→ Task:
Word for word, print each line of the listing below; pictures stay out.

→ Dataset section:

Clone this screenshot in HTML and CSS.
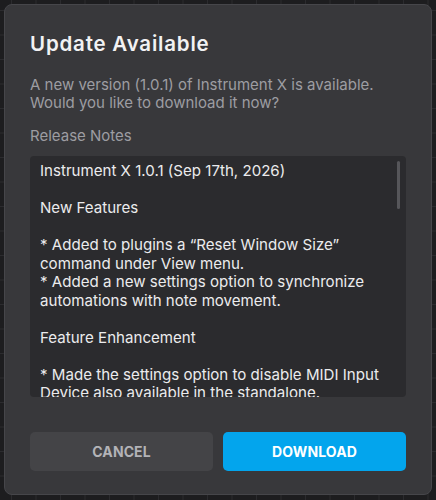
FILE: index.html
```html
<!DOCTYPE html>
<html lang="en">
<head>
<meta charset="utf-8">
<title>Update Available</title>
<link rel="stylesheet" href="styles.css">
</head>
<body>
<div class="dialog">
  <h1 class="title">Update Available</h1>
  <p class="desc">A new version (1.0.1) of Instrument X is available.<br>Would you like to download it now?</p>
  <div class="label">Release Notes</div>
  <div class="notes">
    <div class="notes-text">Instrument X 1.0.1 (Sep 17th, 2026)<br><br>New Features<br><br>* Added to plugins a “Reset Window Size”<br>command under View menu.<br>* Added a new settings option to synchronize<br>automations with note movement.<br><br>Feature Enhancement<br><br>* Made the settings option to disable MIDI Input<br>Device also available in the standalone.<br><br>Bug Fixes<br><br>* Fixed an issue with preset loading.</div>
    <div class="thumb"></div>
  </div>
  <div class="actions">
    <button class="btn btn-cancel">CANCEL</button>
    <button class="btn btn-primary">DOWNLOAD</button>
  </div>
</div>
</body>
</html>
```
FILE: styles.css
```css
html, body {
  margin: 0;
  padding: 0;
}
body {
  width: 436px;
  height: 500px;
  overflow: hidden;
  background-color: #1d1d1f;
  background-image:
    linear-gradient(to right, #2b2b2e 1px, transparent 1px),
    linear-gradient(to bottom, #2b2b2e 1px, transparent 1px);
  background-size: 24.5px 24.5px;
  background-position: 11px 10px;
  font-family: Inter, "Noto Sans", "Liberation Sans", sans-serif;
  padding: 4px;
  box-sizing: border-box;
}
.dialog {
  width: 428px;
  height: 491px;
  box-sizing: border-box;
  background: #38383b;
  border: 1px solid #46464a;
  border-radius: 8px;
  padding: 27px 25px 23px 25px;
  display: flex;
  flex-direction: column;
}
.title {
  margin: 0;
  font-size: 20.5px;
  line-height: 24px;
  font-weight: 600;
  color: #f2f2f3;
  letter-spacing: 0.8px;
}
.desc {
  margin: 20px 0 0 0;
  font-size: 15px;
  line-height: 18px;
  color: #9d9da2;
}
.label {
  margin-top: 15px;
  font-size: 15px;
  line-height: 18px;
  color: #9d9da2;
}
.notes {
  position: relative;
  margin-top: 11px;
  height: 241px;
  background: #2b2b2e;
  border-radius: 4px;
  overflow: hidden;
  padding: 6px 10px;
  box-sizing: border-box;
}
.notes-text {
  font-size: 15.1px;
  line-height: 18.5px;
  color: #ebebed;
  white-space: nowrap;
}
.thumb {
  position: absolute;
  top: 5px;
  right: 6px;
  width: 3px;
  height: 48px;
  border-radius: 2px;
  background: #56565a;
}
.actions {
  margin-top: auto;
  display: flex;
  gap: 10px;
}
.btn {
  flex: 1;
  height: 39px;
  border: none;
  border-radius: 5px;
  font-family: Inter, "Noto Sans", "Liberation Sans", sans-serif;
  font-size: 14px;
  font-weight: 700;
  letter-spacing: 0.1px;
  cursor: pointer;
}
.btn-cancel {
  background: #444447;
  color: #b3b3b7;
}
.btn-primary {
  background: #03a5ed;
  color: #ffffff;
}
```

→ Full solution:
Clone this screenshot in HTML and CSS.
FILE: index.html
```html
<!DOCTYPE html>
<html lang="en">
<head>
<meta charset="utf-8">
<title>Update Available</title>
<link rel="stylesheet" href="styles.css">
</head>
<body>
<div class="dialog">
  <h1 class="title">Update Available</h1>
  <p class="desc">A new version (1.0.1) of Instrument X is available.<br>Would you like to download it now?</p>
  <div class="label">Release Notes</div>
  <div class="notes">
    <div class="notes-text">Instrument X 1.0.1 (Sep 17th, 2026)<br><br>New Features<br><br>* Added to plugins a “Reset Window Size”<br>command under View menu.<br>* Added a new settings option to synchronize<br>automations with note movement.<br><br>Feature Enhancement<br><br>* Made the settings option to disable MIDI Input<br>Device also available in the standalone.<br><br>Bug Fixes<br><br>* Fixed an issue with preset loading.</div>
    <div class="thumb"></div>
  </div>
  <div class="actions">
    <button class="btn btn-cancel">CANCEL</button>
    <button class="btn btn-primary">DOWNLOAD</button>
  </div>
</div>
</body>
</html>
```
FILE: styles.css
```css
html, body {
  margin: 0;
  padding: 0;
}
body {
  width: 436px;
  height: 500px;
  overflow: hidden;
  background-color: #1d1d1f;
  background-image:
    linear-gradient(to right, #2b2b2e 1px, transparent 1px),
    linear-gradient(to bottom, #2b2b2e 1px, transparent 1px);
  background-size: 24.5px 24.5px;
  background-position: 11px 10px;
  font-family: Inter, "Noto Sans", "Liberation Sans", sans-serif;
  padding: 4px;
  box-sizing: border-box;
}
.dialog {
  width: 428px;
  height: 491px;
  box-sizing: border-box;
  background: #38383b;
  border: 1px solid #46464a;
  border-radius: 8px;
  padding: 27px 25px 23px 25px;
  display: flex;
  flex-direction: column;
}
.title {
  margin: 0;
  font-size: 20.5px;
  line-height: 24px;
  font-weight: 600;
  color: #f2f2f3;
  letter-spacing: 0.8px;
}
.desc {
  margin: 20px 0 0 0;
  font-size: 15px;
  line-height: 18px;
  color: #9d9da2;
}
.label {
  margin-top: 15px;
  font-size: 15px;
  line-height: 18px;
  color: #9d9da2;
}
.notes {
  position: relative;
  margin-top: 11px;
  height: 241px;
  background: #2b2b2e;
  border-radius: 4px;
  overflow: hidden;
  padding: 6px 10px;
  box-sizing: border-box;
}
.notes-text {
  font-size: 15.1px;
  line-height: 18.5px;
  color: #ebebed;
  white-space: nowrap;
}
.thumb {
  position: absolute;
  top: 5px;
  right: 6px;
  width: 3px;
  height: 48px;
  border-radius: 2px;
  background: #56565a;
}
.actions {
  margin-top: auto;
  display: flex;
  gap: 10px;
}
.btn {
  flex: 1;
  height: 39px;
  border: none;
  border-radius: 5px;
  font-family: Inter, "Noto Sans", "Liberation Sans", sans-serif;
  font-size: 14px;
  font-weight: 700;
  letter-spacing: 0.1px;
  cursor: pointer;
}
.btn-cancel {
  background: #444447;
  color: #b3b3b7;
}
.btn-primary {
  background: #03a5ed;
  color: #ffffff;
}
```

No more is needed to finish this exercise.